Karen Maruyama, a Groundlings colleague, says Watkins has a natural gift for comedy that lends itself to over-the-top character sketches. "She's a pretty girl who was never afraid to play an old lady or some bizarre character," says Maruyama, "but bizarre with a heart of gold. Michaela could always mix the vapid with the vulnerable."

Last November's call came at a high point in the up-and-down history of "SNL." Campaign 2008 and the Fey/Sarah Palin pairing had been a comedy bonanza for a show that's often struggled to stay buzz-worthy. With new cast members being worked into the mix, Watkins understands it may take time to recapture some of last year's mojo. One strategy: Lampoon outsized personalities like Huffington (whom Watkins happens to admire), who never seem to go on sabbatical.

"I heard someone on 'The O'Reilly Factor' say, 'That's what they do. They attack conservative women!' " says Watkins "They? They is me. There's no machine here figuring out how to take down the next conservative woman."

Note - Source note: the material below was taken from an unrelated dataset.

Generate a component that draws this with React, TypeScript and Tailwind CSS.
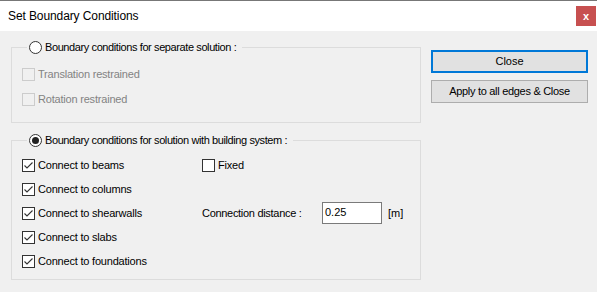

Comedy "makes fun of the status quo," she continues "whatever the status quo is, whatever side you're on. Now it's getting into the economy stuff, which feels out of my mental jurisdiction. I still can't get my head around pork barrels and stimulus packages and bailouts." She laughs. "I feel like saying, 'I was told there would be no math!' "

Both her parents say they're thrilled Watkins has finally achieved her lifelong goal. "My first reaction was, hooray, you're finally living the dream," says Myrna Watkins, who watched a live performance of "SNL" in January. No one's bugging her about getting a real job anymore, says a smiling Michaela Watkins. That call last November, she says, "seemed to shut them up."